West Side Story
West Side Story
Book by Arthur Laurents
Lyrics by Stephen Sondheim
Music by Leonard Bernstein
Choreographed by Eric Yow
Directed by Julia Gagne
Starring Kyle Wait and Anneliese Moon
Valencia College Arts and Entertainment Theatre, Orlando FL</strong>
If there’s a defining moment in American Musical Theatre, it’s this work by Laurent, Bernstein and Sondheim. They re-imagined Romeo and Juliet as two lovers separated by the ethnic tensions of post war New York; Juliet hails from Puerto Rican, Romeo owes allegiance to Italy, and all feel the heel of the mighty money making Poles. We know “Love Conquers All” but of course it doesn’t, even on a musical stage complete with dancing, knife fights and clothes lines full of wash that rise and fall along with the emotions. And while the singing sometime sounds too reserved, the dancing always jumps over the top, making the choreography feels as exciting as Opening Night, 1957.
Two tribes battle over a weed strewn neighborhood: the Sharks in gleaming red flock to greased back and dangerous Bernardo (Zeshan Khan), the Jets follow the lead of blue jeaned Riff (Vinnie La Vigna). Bernardo has a sister Maria (Moon); she’s just about at Quinceañera. The big dance in Neutral Territory frames her hormonal debut, and it allows the Jets to approach the Sharks about a rumble. Why fight? Because the stakes are so low, and the opportunities so rare. Riff talks clean cut Tony (Wait) into joining their party; soon he’s dancing with Maria and everyone else is ready to dance with shivs. Fighters dance and lover’s love, and it’s one of the fastest romances on stage, from meeting to consummation to death in just under two acts.
Both Tony and Maria were seriously in love, and like all lovers they aren’t the most interesting people to watch even as they unite in “One Hand, One Heart” and “Tonight.” Riff’s side man Action (Nathaniel Stiger) pops out even with his few lines, as does Anybodys (Fabiola Urbinia) as the too-young-to-fight-but-old-enough-to-spy tomboy. In the macho world of high school gangland, she’s the one woman they trust with a shiv. Anita (Jade Rivera) is Bernardo’s wife, she approves of the fighting because she believes it relatively harmless and it fires up Bernardo’s passion.

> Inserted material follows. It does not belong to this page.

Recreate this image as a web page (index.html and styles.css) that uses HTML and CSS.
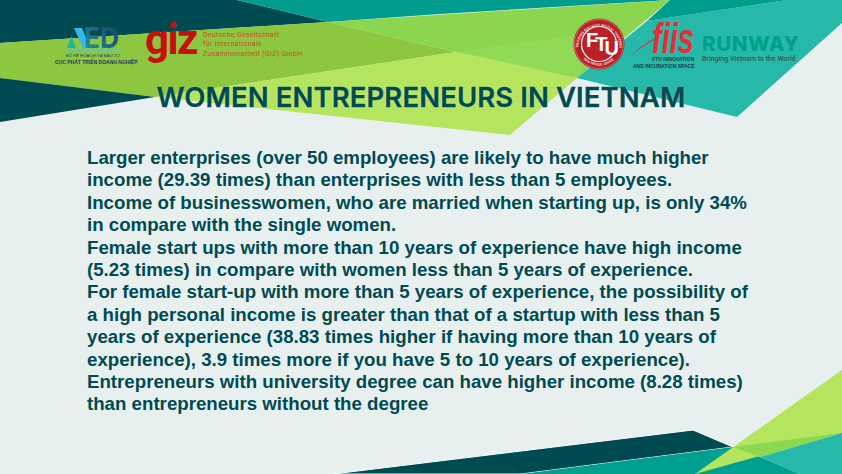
FILE: index.html
```html
<!DOCTYPE html>
<html lang="en">
<head>
  <meta charset="UTF-8" />
  <title>Women Entrepreneurs in Vietnam</title>
  <link rel="stylesheet" href="styles.css">
</head>
<body>
  <div class="slide">
    <!-- background shapes -->
    <svg class="bg" viewBox="0 0 842 474" width="842" height="474">
      <polygon fill="#004b52" points="0,0 237,0 328,22 0,43" />
      <polygon fill="#009c8e" points="237,0 670,0 440,14 328,22" />
      <polygon fill="#8dc63f" points="0,43 328,22 456,52 155,97 0,78" />
      <polygon fill="#004b52" points="0,78 155,97 0,122" />
      <polygon fill="#8bd64e" points="328,22 670,0 577,78 456,52" />
      <polygon fill="#90da55" points="456,52 612,30 577,78" />
      <polygon fill="#b5e55e" points="155,97 456,52 577,78 510,135" />
      <polygon fill="#26b8a8" points="670,0 842,0 842,23 737,117 577,78 647,21 787,0" />
      <polygon fill="#009c8e" points="670,0 787,0 647,21" />

      <polygon fill="#004b52" stroke="#ffffff" stroke-width="1" points="333,474 693,430 733,447 521,474" />
      <polygon fill="#009f90" points="521,474 733,447 760,457 800,474 695,474" />
      <polygon fill="#b5e55e" points="695,474 842,370 842,433" />
      <polygon fill="#8cd94f" points="733,447 842,433 760,457" />
      <polygon fill="#26b8a8" points="760,457 842,433 842,474 800,474" />
    </svg>

    <header class="logos">
      <div class="logo-group">
        <div class="aed">
          <svg class="aed-mark" viewBox="0 0 76 24" width="76" height="24">
            <defs>
              <linearGradient id="edFill" x1="0" y1="1" x2="1" y2="0">
                <stop offset="0" stop-color="#1f9ab0" />
                <stop offset="1" stop-color="#1e3560" />
              </linearGradient>
            </defs>
            <polygon fill="#1db89a" points="12,21 16.500,9 21,21" />
            <polygon fill="#35b8ee" points="19,1 27,1 35,21 28,21" />
            <text class="aed-letters" x="29" y="21" textLength="35" lengthAdjust="spacingAndGlyphs" fill="url(#edFill)">ED</text>
            <line x1="12" y1="23.500" x2="64" y2="23.500" stroke="#5cc7b5" stroke-width="1" />
          </svg>
          <div class="aed-top">BỘ KẾ HOẠCH VÀ ĐẦU TƯ</div>
          <div class="aed-bottom">CỤC PHÁT TRIỂN DOANH NGHIỆP</div>
        </div>
        <div class="giz">
          <div class="giz-mark">giz</div>
          <div class="giz-name">Deutsche Gesellschaft<br>für Internationale<br>Zusammenarbeit (GIZ) GmbH</div>
        </div>
      </div>

      <div class="logo-group">
        <svg class="ftu" viewBox="-26 -26 52 52" width="52" height="52">
          <defs>
            <path id="ftuTop" d="M -20.500 3 A 20.500 20.500 0 1 1 20.500 3" />
            <path id="ftuBottom" d="M -16 15 A 22.500 22.500 0 0 0 16 15" />
          </defs>
          <circle r="25.500" fill="#b81f26" />
          <circle r="24.500" fill="none" stroke="#e8a0a0" stroke-width="0.500" />
          <circle r="17.500" fill="#bd1f26" stroke="#ffffff" stroke-width="1.200" />
          <text class="ftu-ring"><textPath href="#ftuTop" startOffset="50%" text-anchor="middle">TRƯỜNG ĐẠI HỌC NGOẠI THƯƠNG</textPath></text>
          <text class="ftu-ring"><textPath href="#ftuBottom" startOffset="50%" text-anchor="middle">FOREIGN TRADE UNIVERSITY</textPath></text>
          <text class="ftu-letter" x="-13" y="3">F<tspan dx="-3" dy="4">T</tspan><tspan dx="-3" dy="4">U</tspan></text>
        </svg>

        <div class="fiis">
          <svg class="fiis-mark" viewBox="0 0 61 34" width="61" height="34">
            <path fill="#ed2b33" d="M0 32 C 8 24, 17 18, 26 15 C 17 20, 9 25, 0 32 Z" />
            <text class="fiis-letters" x="19" y="31" textLength="42" lengthAdjust="spacingAndGlyphs">fiis</text>
          </svg>
          <div class="fiis-name">FTU INNOVATION<br>AND INCUBATION SPACE</div>
        </div>

        <div class="runway">
          <div class="runway-name">RUNWAY</div>
          <div class="runway-tag">Bringing Vietnam to the World</div>
        </div>
      </div>
    </header>

    <h1 class="title">WOMEN ENTREPRENEURS IN VIETNAM</h1>

    <div class="content">
      <p>Larger enterprises (over 50 employees) are likely to have much higher<br>income (29.39 times) than enterprises with less than 5 employees.</p>
      <p>Income of businesswomen, who are married when starting up, is only 34%<br>in compare with the single women.</p>
      <p>Female start ups with more than 10 years of experience have high income<br>(5.23 times) in compare with women less than 5 years of experience.</p>
      <p>For female start-up with more than 5 years of experience, the possibility of<br>a high personal income is greater than that of a startup with less than 5<br>years of experience (38.83 times higher if having more than 10 years of<br>experience), 3.9 times more if you have 5 to 10 years of experience).</p>
      <p>Entrepreneurs with university degree can have higher income (8.28 times)<br>than entrepreneurs without the degree</p>
    </div>
  </div>
</body>
</html>
```

FILE: styles.css
```css
body { margin: 0; font-family: "Liberation Sans", Arial, sans-serif; background-color: #e8f0ef; }

.slide {
  position: relative;
  width: 842px;
  height: 474px;
  overflow: hidden;
  background-color: #e8f0ef;
  color: #004b52;
}

.bg {
  position: absolute;
  left: 0;
  top: 0;
}

.logos {
  position: relative;
  display: flex;
  justify-content: space-between;
  align-items: flex-start;
  height: 62px;
  padding: 18px 44px 0 55px;
}

.logo-group { display: flex; align-items: flex-start; }

/* AED */
.aed { width: 76px; padding-top: 9px; text-align: center; color: #1e3a5f; }
.aed-mark { display: block; overflow: visible; }
.aed-letters { font-family: Inter, sans-serif; font-weight: 700; font-size: 29px; }
.aed-top { margin-top: 2px; font-size: 4.300px; line-height: 6px; white-space: nowrap; }
.aed-bottom { font-size: 5px; line-height: 7px; font-weight: bold; white-space: nowrap; }

/* GIZ */
.giz { display: flex; margin-left: 14px; }
.giz-mark {
  font-family: Roboto, sans-serif;
  font-weight: 700;
  font-size: 42px;
  line-height: 44px;
  letter-spacing: -1.500px;
  color: #c80f0f;
  width: 58px;
}
.giz-name {
  margin-top: 13px;
  font-family: Roboto, sans-serif;
  font-size: 6.800px;
  line-height: 9.400px;
  letter-spacing: 0.400px;
  color: #c4502a;
  white-space: nowrap;
}

/* FTU */
.ftu { display: block; }
.ftu-ring { font-size: 3.800px; font-weight: bold; fill: #f6dcdc; }
.ftu-letter { font-size: 20px; font-weight: bold; fill: #ffffff; }

/* FIIS */
.fiis { width: 61px; margin-left: 8px; padding-top: 4px; text-align: right; }
.fiis-mark { display: block; overflow: visible; }
.fiis-letters { font-weight: bold; font-style: italic; font-size: 42px; fill: #ed2b33; }
.fiis-name {
  font-size: 5px;
  line-height: 6.500px;
  font-weight: bold;
  color: #1d3d4a;
  white-space: nowrap;
}

/* RUNWAY */
.runway { width: 96px; margin-left: 8px; padding-top: 15px; }
.runway-name {
  font-family: Inter, sans-serif;
  font-weight: 800;
  font-size: 20.500px;
  line-height: 21px;
  letter-spacing: 0.600px;
  color: #00a08e;
  white-space: nowrap;
}
.runway-tag {
  font-family: Roboto, sans-serif;
  font-weight: 500;
  font-size: 7px;
  line-height: 10px;
  color: #2f5c5a;
  white-space: nowrap;
}

.title {
  position: relative;
  margin: 0;
  font-family: Inter, sans-serif;
  font-size: 27.500px;
  line-height: 34px;
  font-weight: 600;
  letter-spacing: 0.100px;
  text-align: center;
  color: #004b52;
  -webkit-text-stroke: 0.3px #004b52;
  text-shadow: 0 0 2px rgba(255, 255, 255, 0.5);
}

.content {
  position: relative;
  width: 700px;
  margin: 33px 0 0 87px;
  font-size: 18.680px;
  line-height: 22.400px;
  font-weight: bold;
}

.content p { margin: 0; }
```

The adults crossing the stage are powerful yet clueless: Officer Krupke bends like rubber; he’s more clown than a cop, while his boss Schrank (Mike Acevedo) tries to keep the peace but only succeeds in giving the dancers a breathing break.
The pip of this production is the dance; every move stayed in sync and recreates the wild abandon of the old fashion Modern Dance ethos. Eric Yow did the work here; he must have drilled these kids for hours to get them to throw themselves to the edge, stop short, and never ever slip a break. I realize there are people out there who don’t like this show for any number of reasons, but this Valencia production just might change your heart. It’s the freshest take on a chestnut to be found this season.